In April of 2012, the Pew Research Center estimated that net migration between the United States and Mexico had flattened and perhaps reversed from 2005 to 2010. In five years, slightly more people moved to Mexico, Pew said. A decade earlier, in a similar five-year period, almost 2.3 million more moved from Mexico to the U.S. Pew attributed the recent standstill to many factors, including the weak construction job market, tougher border enforcement, and a rise in deportations. As the economy picks up, the wave of Mexican immigration could resume.
Builders are hoping and counting on it. They’re OK with the labor shortage, partly because it’s better to manage a growing business. But they also hope it’s a temporary condition. As word spreads, they expect labor markets to respond, whether from the unemployed, other states, or Mexico.

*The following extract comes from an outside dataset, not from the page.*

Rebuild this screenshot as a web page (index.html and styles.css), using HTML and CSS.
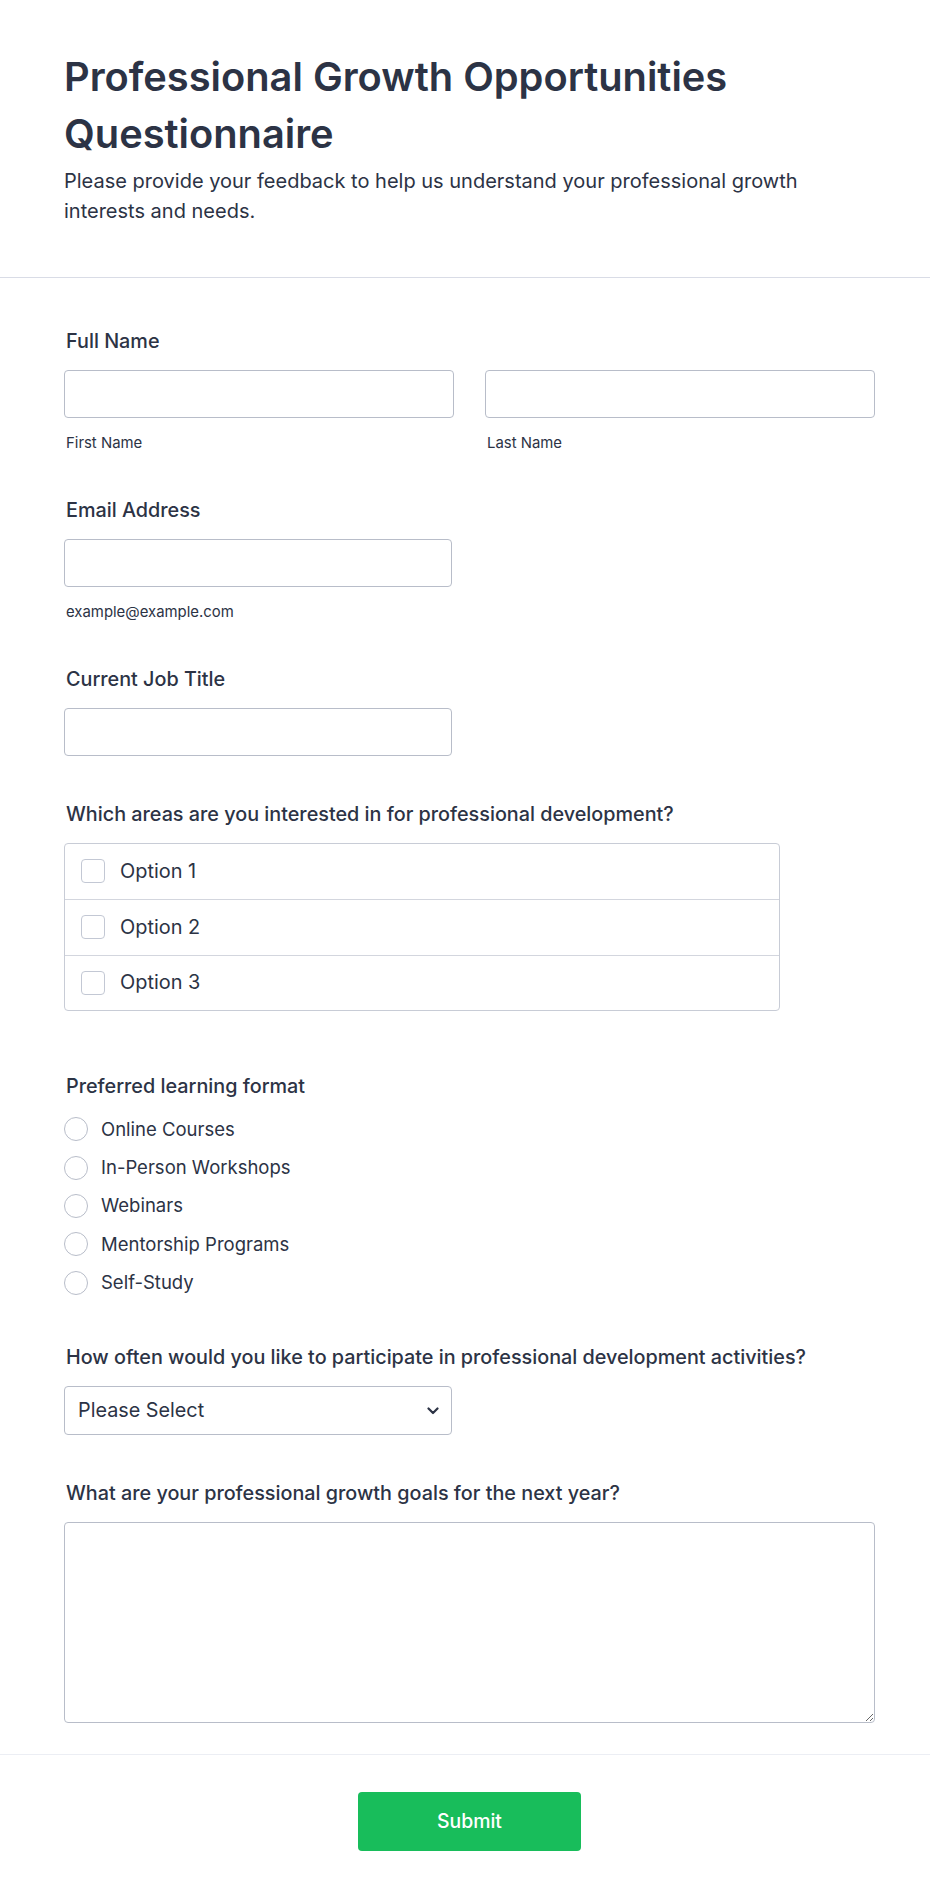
FILE: index.html
```html
<!DOCTYPE html>
<html lang="en">
<head>
<meta charset="utf-8">
<title>Professional Growth Opportunities Questionnaire</title>
<link rel="stylesheet" href="styles.css">
</head>
<body>
<div class="page">
  <header class="header">
    <h1 class="title">Professional Growth Opportunities Questionnaire</h1>
    <p class="subtitle">Please provide your feedback to help us understand your professional growth interests and needs.</p>
  </header>

  <form class="form">
    <div class="field">
      <label class="label">Full Name</label>
      <div class="name-row">
        <div class="name-col">
          <input class="input" type="text">
          <span class="sublabel">First Name</span>
        </div>
        <div class="name-col">
          <input class="input" type="text">
          <span class="sublabel">Last Name</span>
        </div>
      </div>
    </div>

    <div class="field">
      <label class="label">Email Address</label>
      <input class="input input-short" type="email">
      <span class="sublabel">example@example.com</span>
    </div>

    <div class="field">
      <label class="label">Current Job Title</label>
      <input class="input input-short" type="text">
    </div>

    <div class="field field-checks">
      <label class="label">Which areas are you interested in for professional development?</label>
      <div class="check-group">
        <label class="check-row"><input class="checkbox" type="checkbox"><span class="option-text">Option 1</span></label>
        <label class="check-row"><input class="checkbox" type="checkbox"><span class="option-text">Option 2</span></label>
        <label class="check-row"><input class="checkbox" type="checkbox"><span class="option-text">Option 3</span></label>
      </div>
    </div>

    <div class="field field-radios">
      <label class="label label-radios">Preferred learning format</label>
      <div class="radio-list">
        <label class="radio-row"><input class="radio" type="radio" name="format"><span class="radio-text">Online Courses</span></label>
        <label class="radio-row"><input class="radio" type="radio" name="format"><span class="radio-text">In-Person Workshops</span></label>
        <label class="radio-row"><input class="radio" type="radio" name="format"><span class="radio-text">Webinars</span></label>
        <label class="radio-row"><input class="radio" type="radio" name="format"><span class="radio-text">Mentorship Programs</span></label>
        <label class="radio-row"><input class="radio" type="radio" name="format"><span class="radio-text">Self-Study</span></label>
      </div>
    </div>

    <div class="field">
      <label class="label">How often would you like to participate in professional development activities?</label>
      <div class="select-wrap">
        <select class="select">
          <option>Please Select</option>
          <option>Weekly</option>
          <option>Monthly</option>
          <option>Quarterly</option>
          <option>Annually</option>
        </select>
        <svg class="chevron" width="12" height="8" viewBox="0 0 12 8" aria-hidden="true">
          <path d="M1.5 1.5 L6 6 L10.5 1.5" fill="none" stroke="#2c3345" stroke-width="2.2" stroke-linecap="round" stroke-linejoin="round"/>
        </svg>
      </div>
    </div>

    <div class="field field-last">
      <label class="label">What are your professional growth goals for the next year?</label>
      <textarea class="textarea"></textarea>
    </div>
  </form>

  <footer class="footer">
    <button class="submit" type="button">Submit</button>
  </footer>
</div>
</body>
</html>
```

FILE: styles.css
```css
* {
  box-sizing: border-box;
}

html, body {
  margin: 0;
  padding: 0;
  background: #ffffff;
}

body {
  font-family: Inter, "Noto Sans", "Liberation Sans", sans-serif;
  color: #2c3345;
}

.page {
  width: 930px;
  min-height: 1901px;
  background: #ffffff;
}

.header {
  padding: 48px 55px 51px 64px;
  border-bottom: 1px solid #d9dce6;
}

.title {
  margin: 0;
  font-size: 39.8px;
  line-height: 57px;
  font-weight: 600;
  color: #2c3345;
}

.subtitle {
  margin: 3.5px 0 0;
  font-size: 20px;
  line-height: 30px;
  color: #2c3345;
}

.form {
  padding: 51px 55px 31px 64px;
}

.field {
  display: flex;
  flex-direction: column;
  align-items: flex-start;
  margin-bottom: 46px;
}

.field-checks {
  margin-bottom: 63px;
}

.field-radios {
  margin-bottom: 43px;
}

.field-last {
  margin-bottom: 0;
  align-items: stretch;
}

.label {
  display: block;
  margin: 0 0 16px 2px;
  font-size: 19.8px;
  line-height: 25px;
  font-weight: 500;
  color: #2c3345;
}

.label-radios {
  margin-bottom: 11px;
}

.name-row {
  display: grid;
  grid-template-columns: 390px 390px;
  column-gap: 31px;
  width: 811px;
}

.name-col {
  display: flex;
  flex-direction: column;
}

.input {
  display: block;
  width: 100%;
  height: 48px;
  margin: 0;
  padding: 0 13px;
  border: 1px solid #b8bdc9;
  border-radius: 4px;
  background: #ffffff;
  font-family: inherit;
  font-size: 19.4px;
  color: #2c3345;
  outline: none;
}

.input-short {
  width: 388px;
}

.sublabel {
  display: block;
  margin: 16px 0 0 2px;
  font-size: 14.9px;
  line-height: 18px;
  color: #2c3345;
}

.check-group {
  width: 716px;
  border: 1px solid #c8ccd6;
  border-radius: 4px;
}

.check-row {
  display: flex;
  align-items: center;
  gap: 15px;
  height: 55.5px;
  padding-left: 16px;
  cursor: pointer;
}

.check-row + .check-row {
  border-top: 1px solid #d3d6de;
}

.checkbox {
  appearance: none;
  -webkit-appearance: none;
  flex: none;
  width: 24px;
  height: 24px;
  margin: 0;
  border: 1px solid #c3c8d4;
  border-radius: 4px;
  background: #ffffff;
}

.option-text {
  font-size: 19.9px;
  line-height: 25px;
  color: #2c3345;
}

.radio-list {
  display: flex;
  flex-direction: column;
}

.radio-row {
  display: flex;
  align-items: center;
  gap: 13px;
  height: 38.4px;
  cursor: pointer;
}

.radio-text {
  font-size: 18.5px;
  line-height: 25px;
  color: #2c3345;
}

.radio {
  appearance: none;
  -webkit-appearance: none;
  flex: none;
  width: 24px;
  height: 24px;
  margin: 0;
  border: 1px solid #b8bdc9;
  border-radius: 50%;
  background: #ffffff;
}

.select-wrap {
  position: relative;
  width: 388px;
  height: 49px;
}

.select {
  appearance: none;
  -webkit-appearance: none;
  display: block;
  width: 100%;
  height: 100%;
  margin: 0;
  padding: 0 36px 0 13px;
  border: 1px solid #b8bdc9;
  border-radius: 4px;
  background: #ffffff;
  font-family: inherit;
  font-size: 19.8px;
  color: #2c3345;
  outline: none;
}

.chevron {
  position: absolute;
  right: 13px;
  top: 21px;
  pointer-events: none;
}

.textarea {
  display: block;
  width: 811px;
  height: 201px;
  margin: 0;
  padding: 10px 13px;
  border: 1px solid #b8bdc9;
  border-radius: 4px;
  background: #ffffff;
  font-family: inherit;
  font-size: 19.4px;
  color: #2c3345;
  outline: none;
  resize: vertical;
}

.footer {
  display: flex;
  justify-content: center;
  padding: 37px 55px 50px 64px;
  border-top: 1px solid #eceef4;
}

.submit {
  width: 223px;
  height: 59px;
  margin: 0;
  border: none;
  border-radius: 4px;
  background: #18bd5b;
  color: #ffffff;
  font-family: inherit;
  font-size: 19.4px;
  font-weight: 500;
  cursor: pointer;
}
```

Six years ago, housing starts peaked in Central Texas and then slowed. Only recently has the recovery looked solid and sustainable, so it actually feels good to have a labor shortage. Texas is ahead of the curve. While hiring here is up 5 percent in 2012, construction employment nationwide has been wallowing around the bottom for more than two years. As the market improves nationally, it will but pressure on raising labor prices which have been stagnant the last 6+ years, again adding to the cost of homes and construction.
There are potential hurdles this year. 2013 in Austin will start strong on home sales, but the rest of the nation will be slower through the first six months caused by the fiscal debate and the tightening mortgage climate. Locally, the availability of developed land and resale inventory will continue to be a challenge for buyers and another reason for sellers to raise prices.
Even with the hurdles mentioned, 2013’s forecast for Austin and the rest of the state will be head and shoulder above the remainder of the nation.